Black Cutworm Preparation

Bryan Jensen, Dept. of Entomology and Integrated Pest Management Program

The Wisconsin DATCP agency has reported a few Wisconsin locations with intense black cutworm moth captures, as have several other Midwest states.  Although trap captures do always translate into field damage, it does give us advance warning of when to start field scouting.

Black cutworm larvae (picture below) are a little difficult to identify because of the lack of markings which jump out at you.  Identification can be made by looking at the larvae and the damage they cause. Black cutworm larvae are shades of gray to near black.

Small larvae damage emerging corn by feeding on leaves or cutting plants at soil level.  This damage will not reduce the plant stand until the corn and larvae are more mature. At that time, larger larvae will burrow into the corn below ground level and feed at the growing point. Furthermore, a single larva may feed on several plants before pupating. This obviously reduces plant stand. Above ground symptoms at this point are often called dead-heart or wilted whorl because the newly emerging leaves are wilting.

The value of recognizing black cutworm injury when both larvae and corn are small is that it gives you time to prepare and react if/when needed. Once corn has reached the V5 stage of development it is more resilient to feeding and larvae tend to remain on a single plant.

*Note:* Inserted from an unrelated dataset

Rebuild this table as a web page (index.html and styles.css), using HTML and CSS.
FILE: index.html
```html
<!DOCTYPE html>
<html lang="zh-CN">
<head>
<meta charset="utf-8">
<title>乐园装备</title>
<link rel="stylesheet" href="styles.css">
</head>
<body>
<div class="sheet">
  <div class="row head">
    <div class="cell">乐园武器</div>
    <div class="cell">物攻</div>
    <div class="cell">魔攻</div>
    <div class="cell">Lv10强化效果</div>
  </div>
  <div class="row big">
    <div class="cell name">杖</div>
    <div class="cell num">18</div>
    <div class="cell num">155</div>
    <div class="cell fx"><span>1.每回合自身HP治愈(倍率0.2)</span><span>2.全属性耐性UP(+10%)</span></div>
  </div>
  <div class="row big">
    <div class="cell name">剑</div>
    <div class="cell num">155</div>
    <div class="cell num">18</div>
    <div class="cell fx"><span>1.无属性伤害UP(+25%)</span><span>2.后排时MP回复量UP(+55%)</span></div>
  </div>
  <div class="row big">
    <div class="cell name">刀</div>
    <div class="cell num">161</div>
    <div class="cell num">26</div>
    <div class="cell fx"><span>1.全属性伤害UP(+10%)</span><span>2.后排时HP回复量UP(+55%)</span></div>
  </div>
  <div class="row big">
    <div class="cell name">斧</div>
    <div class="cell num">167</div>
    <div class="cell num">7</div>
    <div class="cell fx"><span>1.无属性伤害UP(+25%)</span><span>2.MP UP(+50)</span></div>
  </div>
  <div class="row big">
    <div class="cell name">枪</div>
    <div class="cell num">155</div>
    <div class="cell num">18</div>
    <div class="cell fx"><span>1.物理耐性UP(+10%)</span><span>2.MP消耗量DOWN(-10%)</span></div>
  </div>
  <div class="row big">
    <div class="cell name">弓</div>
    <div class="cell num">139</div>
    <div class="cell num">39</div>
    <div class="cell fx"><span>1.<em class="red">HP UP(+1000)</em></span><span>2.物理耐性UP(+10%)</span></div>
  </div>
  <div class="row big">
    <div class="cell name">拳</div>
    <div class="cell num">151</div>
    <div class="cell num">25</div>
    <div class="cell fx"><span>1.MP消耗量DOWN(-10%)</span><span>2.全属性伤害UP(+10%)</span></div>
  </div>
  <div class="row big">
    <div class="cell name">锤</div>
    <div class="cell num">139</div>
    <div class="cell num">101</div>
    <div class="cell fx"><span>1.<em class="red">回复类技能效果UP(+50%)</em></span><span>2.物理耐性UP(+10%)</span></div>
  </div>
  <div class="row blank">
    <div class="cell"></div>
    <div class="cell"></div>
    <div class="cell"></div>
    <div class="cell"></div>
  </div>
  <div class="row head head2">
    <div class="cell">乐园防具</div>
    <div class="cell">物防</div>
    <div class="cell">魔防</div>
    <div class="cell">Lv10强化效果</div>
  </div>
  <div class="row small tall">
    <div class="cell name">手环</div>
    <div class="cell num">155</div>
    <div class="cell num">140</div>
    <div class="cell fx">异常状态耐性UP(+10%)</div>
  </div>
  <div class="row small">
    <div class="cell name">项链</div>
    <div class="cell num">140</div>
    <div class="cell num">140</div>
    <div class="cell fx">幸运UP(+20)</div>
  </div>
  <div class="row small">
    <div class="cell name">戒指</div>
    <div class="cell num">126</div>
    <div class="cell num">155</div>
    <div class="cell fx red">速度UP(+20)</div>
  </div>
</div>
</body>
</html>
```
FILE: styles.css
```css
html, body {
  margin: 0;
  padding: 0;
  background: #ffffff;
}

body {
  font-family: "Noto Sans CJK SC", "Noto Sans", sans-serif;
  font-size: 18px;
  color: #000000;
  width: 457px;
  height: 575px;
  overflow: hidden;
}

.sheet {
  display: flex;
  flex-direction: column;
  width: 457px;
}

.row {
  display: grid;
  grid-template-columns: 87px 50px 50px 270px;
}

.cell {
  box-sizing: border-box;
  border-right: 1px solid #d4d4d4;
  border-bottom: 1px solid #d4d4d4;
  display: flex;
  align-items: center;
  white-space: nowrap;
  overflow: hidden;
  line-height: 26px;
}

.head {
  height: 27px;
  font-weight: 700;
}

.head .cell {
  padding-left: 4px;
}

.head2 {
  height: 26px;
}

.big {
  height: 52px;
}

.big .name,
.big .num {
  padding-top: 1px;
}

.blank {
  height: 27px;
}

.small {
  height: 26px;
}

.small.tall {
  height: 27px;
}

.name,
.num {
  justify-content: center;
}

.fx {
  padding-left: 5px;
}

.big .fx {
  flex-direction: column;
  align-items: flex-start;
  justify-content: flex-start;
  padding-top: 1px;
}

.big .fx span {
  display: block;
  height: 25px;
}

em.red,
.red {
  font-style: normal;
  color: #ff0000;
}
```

The DATCP pest bulletin predicts a June 3 date for cutting plants in southern Wisconsin and is based on arrival of the migrating adults and expected accumulation of degree days. Remember that is an estimate based on the best information currently available. Actual weather and planting date should also be considered. My preference is to “sleep with the light on” and start spot checking before that date.

Where to scout

You can increase your chances of finding cutworms by scouting fields with significant winter annual weed populations, broadleaf cover crops and corn planted after soybean. Low lying, areas of field and near streams may also increase your chances of finding damage. Fields with above ground Bt traits may suppress black cutworm feeding.  Do not ignore these field when scouting. Consult the 2020 Handy Bt Trait table for guidance on trait packages.

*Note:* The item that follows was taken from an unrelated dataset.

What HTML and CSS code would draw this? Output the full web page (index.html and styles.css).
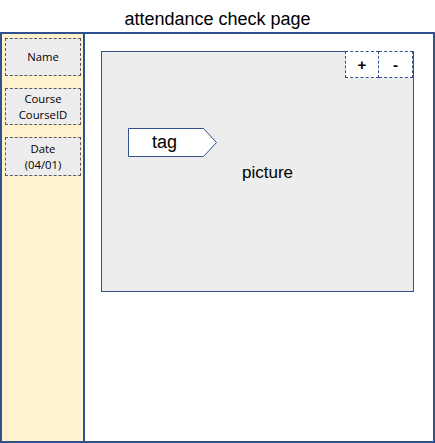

The threshold for treating black cutworm is to consider treating when 2-5% of the plants are damaged. Size of corn should be considered as well as size of larvae. If cutworm larvae are larger than ¾ to 1 inch please consider what your “preventable yield loss” will be. Suggesting most of the yield loss has already occurred and your rescue treatment may not provide a return on investment.

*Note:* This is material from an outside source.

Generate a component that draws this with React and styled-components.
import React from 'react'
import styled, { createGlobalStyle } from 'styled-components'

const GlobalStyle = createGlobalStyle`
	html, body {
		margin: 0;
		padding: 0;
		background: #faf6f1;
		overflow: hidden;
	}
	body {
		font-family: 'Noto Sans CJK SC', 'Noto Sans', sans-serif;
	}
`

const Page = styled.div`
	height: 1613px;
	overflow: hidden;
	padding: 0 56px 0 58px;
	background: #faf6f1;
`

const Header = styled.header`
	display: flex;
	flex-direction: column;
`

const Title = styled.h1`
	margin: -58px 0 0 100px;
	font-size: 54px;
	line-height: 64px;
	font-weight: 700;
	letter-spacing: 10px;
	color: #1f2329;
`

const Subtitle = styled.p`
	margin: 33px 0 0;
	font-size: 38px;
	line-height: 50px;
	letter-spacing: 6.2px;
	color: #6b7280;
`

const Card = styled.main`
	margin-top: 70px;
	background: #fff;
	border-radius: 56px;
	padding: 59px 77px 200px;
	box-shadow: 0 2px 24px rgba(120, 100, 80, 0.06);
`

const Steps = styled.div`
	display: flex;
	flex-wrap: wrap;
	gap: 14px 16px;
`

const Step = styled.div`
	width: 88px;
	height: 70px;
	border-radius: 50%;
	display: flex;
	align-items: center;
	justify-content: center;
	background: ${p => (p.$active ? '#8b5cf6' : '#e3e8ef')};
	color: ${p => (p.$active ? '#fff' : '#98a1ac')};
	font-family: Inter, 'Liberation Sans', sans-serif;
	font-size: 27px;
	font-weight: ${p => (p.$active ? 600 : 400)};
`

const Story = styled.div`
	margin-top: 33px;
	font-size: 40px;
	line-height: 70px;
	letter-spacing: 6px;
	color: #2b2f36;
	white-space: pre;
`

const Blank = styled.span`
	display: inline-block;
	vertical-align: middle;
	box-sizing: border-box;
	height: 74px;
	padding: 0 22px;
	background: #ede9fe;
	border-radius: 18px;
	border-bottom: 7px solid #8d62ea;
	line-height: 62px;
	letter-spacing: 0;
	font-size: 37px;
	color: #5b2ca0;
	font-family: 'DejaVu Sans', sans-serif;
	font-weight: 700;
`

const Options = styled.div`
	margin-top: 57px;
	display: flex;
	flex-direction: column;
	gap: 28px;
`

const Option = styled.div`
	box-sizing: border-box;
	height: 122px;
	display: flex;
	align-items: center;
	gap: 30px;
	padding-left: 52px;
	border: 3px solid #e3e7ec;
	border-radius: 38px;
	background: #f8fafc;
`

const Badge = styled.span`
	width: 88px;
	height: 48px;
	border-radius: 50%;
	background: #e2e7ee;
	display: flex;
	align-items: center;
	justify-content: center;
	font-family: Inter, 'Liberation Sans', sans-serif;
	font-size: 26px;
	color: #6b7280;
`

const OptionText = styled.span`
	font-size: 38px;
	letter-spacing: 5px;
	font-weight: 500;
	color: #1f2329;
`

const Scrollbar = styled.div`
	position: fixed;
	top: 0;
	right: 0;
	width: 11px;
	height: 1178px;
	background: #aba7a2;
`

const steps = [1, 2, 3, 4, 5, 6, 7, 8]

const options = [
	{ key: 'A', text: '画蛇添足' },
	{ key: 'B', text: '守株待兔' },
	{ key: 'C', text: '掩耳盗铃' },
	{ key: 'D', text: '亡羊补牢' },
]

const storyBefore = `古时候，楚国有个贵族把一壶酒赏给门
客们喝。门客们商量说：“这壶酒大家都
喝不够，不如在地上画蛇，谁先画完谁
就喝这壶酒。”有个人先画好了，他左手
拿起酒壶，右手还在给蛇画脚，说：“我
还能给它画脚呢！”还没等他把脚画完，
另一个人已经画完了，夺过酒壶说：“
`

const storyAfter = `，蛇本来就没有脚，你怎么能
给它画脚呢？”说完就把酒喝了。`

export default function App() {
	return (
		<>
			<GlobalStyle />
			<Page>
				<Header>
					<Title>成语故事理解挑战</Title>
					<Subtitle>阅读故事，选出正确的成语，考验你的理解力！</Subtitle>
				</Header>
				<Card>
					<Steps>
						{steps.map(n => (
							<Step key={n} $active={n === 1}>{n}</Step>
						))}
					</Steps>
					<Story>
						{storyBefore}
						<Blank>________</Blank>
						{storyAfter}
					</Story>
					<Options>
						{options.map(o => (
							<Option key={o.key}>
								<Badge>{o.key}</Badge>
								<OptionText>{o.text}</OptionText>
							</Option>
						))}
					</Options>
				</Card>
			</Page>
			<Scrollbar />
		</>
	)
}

Larvae are not considered mobile so spot treating fields should be considered if damage is isolated. Whole field treatments should be based on accurate field scouting.  Walk fields in a W-shaped pattern and examine 50 consecutive plant at each of 5 random locations. If that seems like a lot of work, remember that you don’t make nutrient recommendations based on one soil core. To view insecticides labeled for black cutworms on corn consult A3646, Pest Management in Wisconsin Field Crops 2020.

Finally, dingy cutworms are a black cutworm look-a-like but are not considered an economic pest on corn.  Dingy cutworms can be found in mixed population of black cutworm or all by themselves.  They overwinter and larvae may appear to be further along in their development than black cutworms, so don’t get too excited if you find larger than expected cutworms. Unlike black cutworm they are consider a “climbing” cutworm. That is, damage is usually confined to leaf feeding not cutting. Identifying characteristics are best seen on larger larvae and may require a handlense. Each species will have 4 black “tubercles” or spots/segment on their backs. On dingy cutworms these tubercles will be similar in size. On black cutworms the two tubercules closest to the head will be smaller than the tubercules to the rear (See picture above).